The very first step to getting a handle on a phobia of the visiting the dentist is to recognise that there is a problem, and to begin to speak with others about this. The key people to speak to are your dental team, though you may find it helpful to speak to family or friends for moral support too. Once you open up about your worries, you’ll start to understand more about how you’re feeling, what’s causing it and what the options are for managing it better. If you’re not sure about speaking to your dental team, or have a bad experience linked to a particular surgery, maybe it’s time to start visiting a new surgery. Do your research beforehand by looking on websites or phoning the surgeries to see who might be able to offer treatment that specialises in supporting people with a fear of the dentist. Try speaking to friends and family: often a recommendation from someone you know (who is also afraid of the dentist) is the best place to start.

When you have your first appointment with the dentist, make sure you book it for the best time of day for you. Choose a time whereby you’ll have ample travel time, so that you don’t have to rush to get there. Ensure you’ve got nothing booked in straight afterwards, or anything that you’re worrying about (such as your car parking running out). Try to eat something beforehand so that you’re not feeling light-headed.
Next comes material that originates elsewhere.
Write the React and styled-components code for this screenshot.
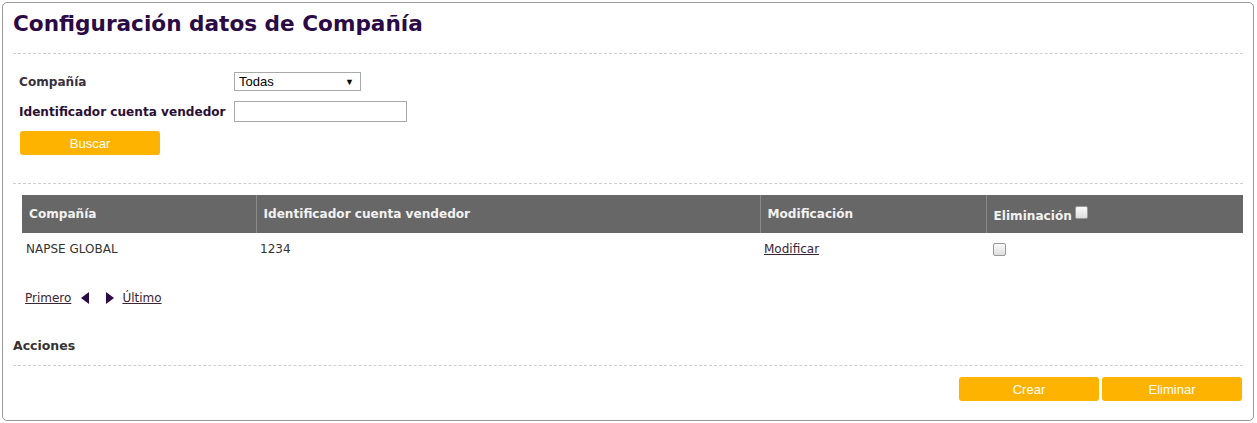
import React from 'react'
import styled, { createGlobalStyle } from 'styled-components'

const Global = createGlobalStyle`
  body {
    margin: 0;
    background: #fff;
    font-family: 'DejaVu Sans', Verdana, sans-serif;
  }
`

const Panel = styled.div`
  margin: 2px 3px 0 2px;
  height: 419px;
  box-sizing: border-box;
  border: 1px solid #9a9a9a;
  border-radius: 5px;
  padding: 0 10px 0 10px;
`

const Title = styled.h1`
  margin: 0;
  padding: 6px 0 0 0;
  height: 44px;
  font-size: 21.6px;
  line-height: 30px;
  font-weight: bold;
  color: #2b0a45;
`

const Divider = styled.div`
  border-top: 1px dashed #cfcfcf;
`

const Form = styled.div`
  padding: 18px 0 0 6px;
  display: flex;
  flex-direction: column;
  height: 111px;
`

const Row = styled.div`
  display: flex;
  align-items: center;
  height: ${p => p.$h}px;
  margin-top: ${p => p.$mt || 0}px;
  padding-left: ${p => p.$pl || 0}px;
`

const Label = styled.label`
  width: 215px;
  font-size: 12.1px;
  font-weight: bold;
  color: ${p => p.$dark ? '#2a0f36' : '#3a3040'};
`

const Select = styled.div`
  height: 17px;
  border: 1px solid #a9a9a9;
  display: flex;
  align-items: center;
  justify-content: space-between;
  padding: 0 6px 0 4px;
  box-sizing: content-box;
  font-family: 'Liberation Sans', Arial, sans-serif;
  font-size: 13px;
  color: #000;
  width: 115px;
`

const Caret = styled.span`
  font-size: 9px;
`

const Input = styled.input`
  width: 171px;
  height: 19px;
  box-sizing: content-box;
  padding: 0;
  border: 1px solid #a9a9a9;
  outline: none;
`

const Button = styled.button`
  width: 140px;
  height: 24px;
  border: none;
  border-radius: 3px;
  background: #feb300;
  color: #fff;
  font-family: 'Liberation Sans', Arial, sans-serif;
  font-size: 13px;
  padding: 0;
  cursor: pointer;
`

const Table = styled.table`
  margin: 11px 0 0 9px;
  width: 1221px;
  border-collapse: collapse;
  font-size: 12px;
`

const Th = styled.th`
  background: #676767;
  color: #f2f2f2;
  text-align: left;
  font-size: 12.1px;
  font-weight: bold;
  height: 38px;
  padding: 0 7px;
  border-left: 1px solid #8a8a8a;
  box-sizing: border-box;
  width: ${p => p.$w}px;
  &:first-child { border-left: none; }
`

const Td = styled.td`
  height: 32px;
  padding: 0 4px;
  color: #333;
  vertical-align: middle;
`

const Link = styled.a`
  color: #3a2436;
  text-decoration: underline;
  font-size: 12px;
  cursor: pointer;
  margin-left: ${p => p.$ml || 0}px;
`

const Check = styled.span`
  display: inline-block;
  width: 11px;
  height: 11px;
  border: 1px solid #999;
  border-radius: 2px;
  background: linear-gradient(#fafafa, #dedede);
  vertical-align: ${p => p.$top ? '1px' : 'middle'};
  margin-left: 3px;
`

const Pager = styled.div`
  display: flex;
  align-items: center;
  padding: 17px 0 0 12px;
  height: 32px;
`

const Arrow = styled.svg`
  width: 8px;
  height: 12px;
  margin-left: ${p => p.$ml}px;
`

const Section = styled.div`
  padding: 24px 0 0 0;
  height: 27px;
  font-size: 12.5px;
  font-weight: bold;
  color: #333;
`

const Actions = styled.div`
  display: flex;
  justify-content: flex-end;
  gap: 3px;
  padding: 11px 1px 0 0;
`

export default function App() {
  return (
    <>
      <Global />
      <Panel>
        <Title>Configuración datos de Compañía</Title>
        <Divider />
        <Form>
          <Row $h={19}>
            <Label>Compañía</Label>
            <Select>Todas<Caret>▼</Caret></Select>
          </Row>
          <Row $h={21} $mt={10}>
            <Label $dark>Identificador cuenta vendedor</Label>
            <Input />
          </Row>
          <Row $h={24} $mt={9} $pl={1}>
            <Button>Buscar</Button>
          </Row>
        </Form>
        <Divider />
        <Table>
          <thead>
            <tr>
              <Th $w={234}>Compañía</Th>
              <Th $w={504}>Identificador cuenta vendedor</Th>
              <Th $w={226}>Modificación</Th>
              <Th $w={257}>Eliminación<Check $top /></Th>
            </tr>
          </thead>
          <tbody>
            <tr>
              <Td>NAPSE GLOBAL</Td>
              <Td>1234</Td>
              <Td><Link>Modificar</Link></Td>
              <Td><Check /></Td>
            </tr>
          </tbody>
        </Table>
        <Pager>
          <Link>Primero</Link>
          <Arrow $ml={10} viewBox="0 0 8 12"><path d="M8 0 L0 6 L8 12 Z" fill="#2b0a45" /></Arrow>
          <Arrow $ml={17} viewBox="0 0 8 12"><path d="M0 0 L8 6 L0 12 Z" fill="#2b0a45" /></Arrow>
          <Link $ml={8}>Último</Link>
        </Pager>
        <Section>Acciones</Section>
        <Divider />
        <Actions>
          <Button>Crear</Button>
          <Button>Eliminar</Button>
        </Actions>
      </Panel>
    </>
  )
}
Plan ahead in partnership with your dentist. Agree a signal (for example raising one hand), that means you’d like a break. At this point your dentist will stop your treatment until you are ready to start again. Before you go in, consider what you’ll think about during your appointment. Perhaps you’re planning a holiday and need to remember what to pack, or are organising a family meal and are thinking about what food to prepare. Either way, go in with something that you can think about to distract you. Consider also if you have a family member or friend that is particularly calm and reassuring (and not afraid of the dentist!) who can come along with you. You may feel better just knowing that the other person is there.

If these steps don’t help to alleviate some of your concerns, your dental surgery may be able to offer you alternatives. For example, they may have access to sedation or relaxation techniques, or may be able to point you in the direction of a specialist counsellor who can help you to learn to cope with your fear.

Either way, it’s really important not to leave it: the longer you avoid tackling the issue, the worse it may become. Visiting your dentist regularly means that problems can be picked up and treated sooner, before they become bigger and need more in depth treatment.